Our flag of red, white and blue is just cloth, but it reminds us of the principles we hold as Americans: freedom of speech, freedom to vote for our candidates of choice in free elections, freedom to worship in the faith of our choice, freedom from want and the right to equal opportunity, and freedom from fear of harm or persecution. All of these are being compromised today in overt ways. To use the flag or anthem as a test of patriotism and yet to undermine what they symbolize is arrogant hypocrisy.  It is a danger to the essence of this nation. Countless unique individuals, at great personal cost, have worked toward the goal of weaving our country into “one nation under God with liberty and justice for all.”  It is up to us now to have the clear minded honesty and the outspoken courage and will to preserve these values.
Clara Santoro, CSJ


God guide and bless the people of the United States of America.

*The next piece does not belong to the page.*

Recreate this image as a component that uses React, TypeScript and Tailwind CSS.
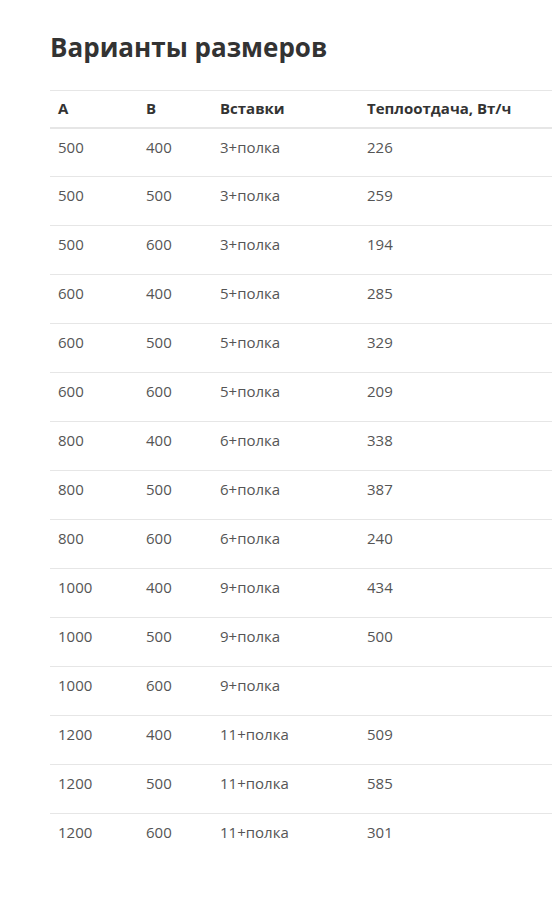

Try to look objectively at what is being said and done in the American political scene of the present time. What is true to our stated principles? What demeans our values and integrity as a nation? What is destroying the systems on which our democracy is based? Where do you stand? What can you do? Are you willing? Are you complicit?

Suggested Reading

A nation can be considered great when it defends liberty as Lincoln did, when it fosters a culture which enables people to “dream” of full rights for all their brothers and sisters, as Martin Luther King sought to do; when it strives for justice and the cause of the oppressed, as Dorothy Day did by her tireless work, the fruit of a faith which becomes dialogue and sows peace in the contemplative style of Thomas Merton.
Pope Francis, Address to the US Congress

To imitate the hatred and violence of tyrants and murderers is the best way to take their place.
Pope Francis, Address to the US Congress

This flag, which we honor and under which we serve, is the emblem of our unity, our power, our thought and purpose as a nation. It has no other character than that which we give it from generation to generation .Though silent, it speaks to us — speaks to us of the past, of the men and women who went before us, and of the records they wrote upon it.
President Woodrow Wilson

America is much more than a geographical fact.  It is a political and moral fact – the first community in which men set out in principle to institutionalize freedom, responsible government, and human equality.
Adlai Stevenson

This nation has placed its destiny in the hands and heads and hearts of its millions of free men and women; and its faith in freedom under the guidance of God.
Franklin Roosevelt

This, then, is the state of the union free and restless, growing and full of hope.
So it was in the beginning. So it shall always be, while God is willing, and we are strong enough to keep the faith.
Lyndon B. Johnson

This country will not be a good place for any of us to live in unless we make it a good place for all of us to live in.
Theodore Roosevelt

We need a new spirit of community, a sense that we are all in this together, or the American Dream will continue to wither. Our destiny is bound up with the destiny of every other American.
Bill Clinton

When we honor our flag we honor what we stand for as a Nation – freedom, equality, justice, and hope.
Ronald Reagan.

The strongest democracies flourish from frequent and lively debate, but they endure when people of every background and belief find a way to set aside smaller differences in service of a greater purpose.
Barack Obama

Rules are not necessarily sacred, principles are.
Franklin D. Roosevelt

You are entitled to your opinion. But you are not entitled to your own facts.